R. Albert Mohler Jr., president of the Southern Baptist Theological Seminary in Louisville, Ky., told the New York Times “It’s not that our message — we think abortion is wrong, we think same-sex marriage is wrong — didn’t get out. It did get out. It’s that the entire moral landscape has changed. An increasingly secularised America understands our positions, and has rejected them.”




More election marginalia

The US Republican party has moved far to the right. How far? Remember David Frum, the Canadian son of CBC journalist Barbara Frum? He turned coat, became George W. Bush's speechwriter, and coined the term "axis of evil". Now he's speaking as the Republicans' conscience ...

"Since the loss of the election, we have heard an enormous amount of discussion from Republicans on television and newspaper columns about immigration as an issue... but all of us who are allowed to participate in this conversation, we all have health insurance.

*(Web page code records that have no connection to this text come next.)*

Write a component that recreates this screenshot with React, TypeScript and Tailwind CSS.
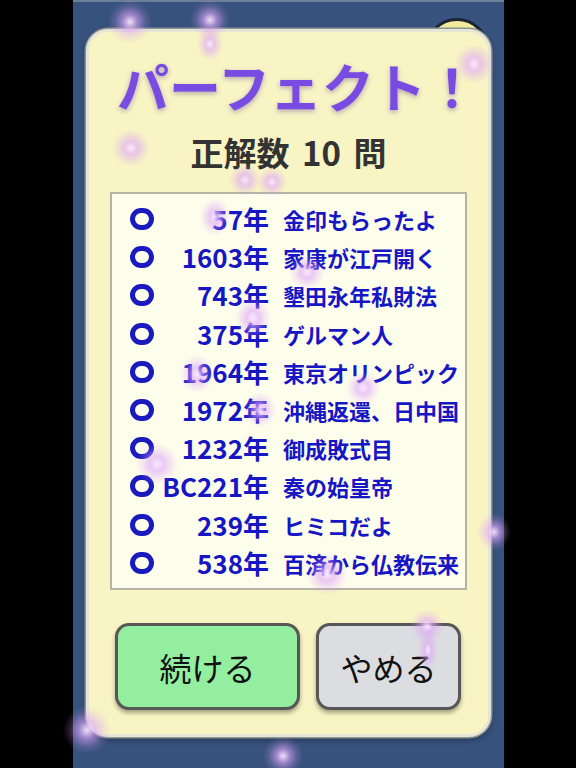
import React from 'react';

type Answer = {
  year: string;
  text: string;
};

const answers: Answer[] = [
  { year: '57年', text: '金印もらったよ' },
  { year: '1603年', text: '家康が江戸開く' },
  { year: '743年', text: '墾田永年私財法' },
  { year: '375年', text: 'ゲルマン人' },
  { year: '1964年', text: '東京オリンピック' },
  { year: '1972年', text: '沖縄返還、日中国' },
  { year: '1232年', text: '御成敗式目' },
  { year: 'BC221年', text: '秦の始皇帝' },
  { year: '239年', text: 'ヒミコだよ' },
  { year: '538年', text: '百済から仏教伝来' },
];

// キラキラの粒 (x, y, w, h)
const sparkles: [number, number, number, number][] = [
  [130, 22, 44, 44],
  [210, 20, 40, 40],
  [210, 44, 26, 34],
  [474, 64, 40, 40],
  [131, 148, 38, 38],
  [245, 180, 32, 32],
  [272, 182, 30, 30],
  [215, 217, 30, 38],
  [307, 272, 36, 36],
  [253, 318, 36, 42],
  [197, 374, 34, 38],
  [363, 388, 34, 34],
  [260, 410, 32, 36],
  [157, 464, 42, 42],
  [327, 574, 42, 42],
  [494, 532, 34, 38],
  [427, 626, 34, 34],
  [428, 650, 20, 40],
  [87, 730, 48, 48],
  [283, 756, 40, 40],
];

function AnswerRow({ answer }: { answer: Answer }) {
  return (
    <div className="flex items-center h-[38.2px] text-[#1616c4] font-bold">
      <div className="w-[24px] h-[22px] rounded-full border-[5px] border-[#1a1abf] shrink-0" />
      <div className="w-[115px] text-right text-[26px] leading-none">{answer.year}</div>
      <div className="ml-[14px] text-[22px] leading-none whitespace-nowrap">{answer.text}</div>
    </div>
  );
}

export default function App() {
  return (
    <div className="relative w-[576px] h-[768px] bg-black overflow-hidden font-['Noto_Sans_CJK_JP','Noto_Sans',sans-serif]">
      <div className="relative ml-[73px] w-[431px] h-full bg-[#37527d] border-t-[2px] border-[#6d7f98] pt-[27px] pl-[13px]">
        {/* 裏にある黄色い丸 */}
        <div className="absolute left-[352px] top-[16px] w-[64px] h-[64px] rounded-full bg-[#f4ec9c] border-[3px] border-[#1c2533]" />

        <div className="relative z-10 w-[405px] h-[708px] rounded-[22px] bg-[#f8f4c4] border-[3px] border-[#e6e6d8] shadow-[0_0_0_1.5px_#8d958f,0_3px_6px_rgba(0,0,0,0.35)] flex flex-col items-center">
          <div className="mt-[24px] ml-[18px] h-[60px] leading-[60px] text-[52px] font-bold text-[#7a4be3] [text-shadow:0_2px_5px_rgba(90,70,150,0.45)] whitespace-nowrap">
            パーフェクト！
          </div>
          <div className="mt-[14px] h-[44px] leading-[44px] text-[33px] font-bold text-[#333333] whitespace-nowrap [word-spacing:5px]">
            正解数 10 問
          </div>

          <div className="mt-[18px] w-[357px] h-[398px] bg-[#fdfdec] border-[2px] border-[#b4b4a4] py-[6px] pl-[18px]">
            {answers.map((a) => (
              <AnswerRow key={a.year} answer={a} />
            ))}
          </div>

          <div className="mt-[33px] w-full flex pl-[26px] gap-[16px]">
            <button className="w-[185px] h-[87px] rounded-[14px] bg-[#93ef9f] border-[3px] border-[#575757] shadow-[0_3px_4px_rgba(0,0,0,0.35)] text-[32px] font-normal text-[#111111]">
              続ける
            </button>
            <button className="w-[145px] h-[87px] rounded-[14px] bg-[#dcdde0] border-[3px] border-[#575757] shadow-[0_3px_4px_rgba(0,0,0,0.35)] text-[32px] font-normal text-[#111111]">
              やめる
            </button>
          </div>
        </div>
      </div>

      {sparkles.map(([x, y, w, h], i) => (
        <div
          key={i}
          className="absolute z-20 pointer-events-none rounded-full bg-[radial-gradient(closest-side,rgba(250,230,255,0.95)_0%,rgba(222,165,250,0.6)_35%,rgba(215,150,250,0.2)_70%,rgba(210,140,250,0)_100%)]"
          style={{ left: x - w / 2, top: y - h / 2, width: w, height: h }}
        />
      ))}
    </div>
  );
}
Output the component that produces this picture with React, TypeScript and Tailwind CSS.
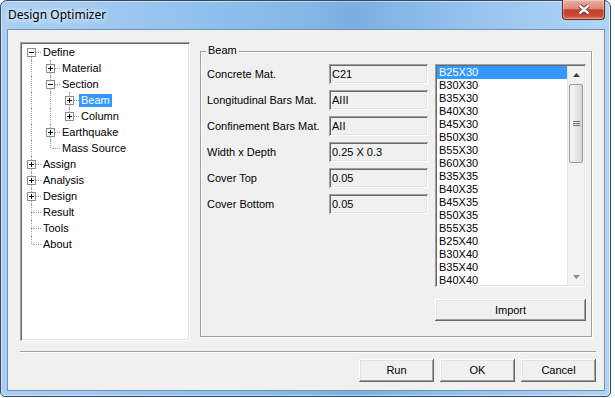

And the fact that millions of Americans don't have health insurance, they don't get to be on television. And it is maybe a symptom of a broader problem, not just the Republican problem, that the economic anxieties of so many Americans are just not part of the national discussion at all.

"I mean, we have not yet emerged from the greatest national catastrophe, the greatest economic catastrophe since the Great Depression. And what are we talking about? The deficit and the debt. And these are important problems, but they're a lot easier to worry about if you are wealthier than you were in 2008, which most of the people on television now are again, if you are securely employed, which most of the people on television now are. But that's not true for 80% of America. And the Republican Party, the opposition party, needed to find some way to give voice to real urgent economic concerns held by middle class Americans. Latinos, yes, but Americans of all ethnicities."

More at http://delong.typepad.com/sdj/2012/11/hullabaloo.html.

Saturday 10 November 2012

US election marginalia

Non-voters favoured Obama over Romney 59%-24%, nearly 2½-1.

Obama won the black vote 9-1, the asian vote 3-1. But he lost the "white" vote. Again. No Democratic presidential candidate has won a majority of white voters since Republicans adopted their "southern strategy" in the 1970s to take advantage of white southern hatred of mid-sixties civil rights legislation to undo southern apartheid.

Complaining about Nate Silver's straightforward statistical arithmetic, the National Review's Jonah Goldberg says "I like to think that people are different, more open to reason, and that the soul — particularly when multiplied into the complexity of a society — is not so easily number-crunched."

The Romney campaign's confidence was based on what they thought was killer get-out-the-vote technology called Project Orca. Yes, they named it after that whale. The project is described here. An insider says “the Obama training manuals made Orca look like a drunken monkey slapped together in a powerpoint”.

Another insider says Romney consultants “looked at the guy who could raise the most money in history as a ride”. The Romney campaign was done in by private enterprise. Karma?

Republicans painted Obama as a socialist, but as Brad DeLong points out, "Obama broadly follows Ronald Reagan's (second term) security policy, George H.W. Bush's spending policy, Bill Clinton's tax policy, the bipartisan Squam Lake Group's financial-regulatory policy, Rick Perry's immigration policy, John McCain's climate-change policy, and Mitt Romney's health-care policy." 

Sunday 4 November 2012

Weather on steroids

Next time you hear your favourite climate change denier say global warming isn't responsible for disasters like Hurricane Sandy, show her this wee chart ...


Or (gasp) suggest she read the article that cites it.

Or send her to the "It's Global Warming, Stupid!" issue of BusinessWeek, which has given us the climate metaphor of the decade ...

“We can’t say that steroids caused any one home run by Barry Bonds, but steroids sure helped him hit more and hit them farther. Now we have weather on steroids.”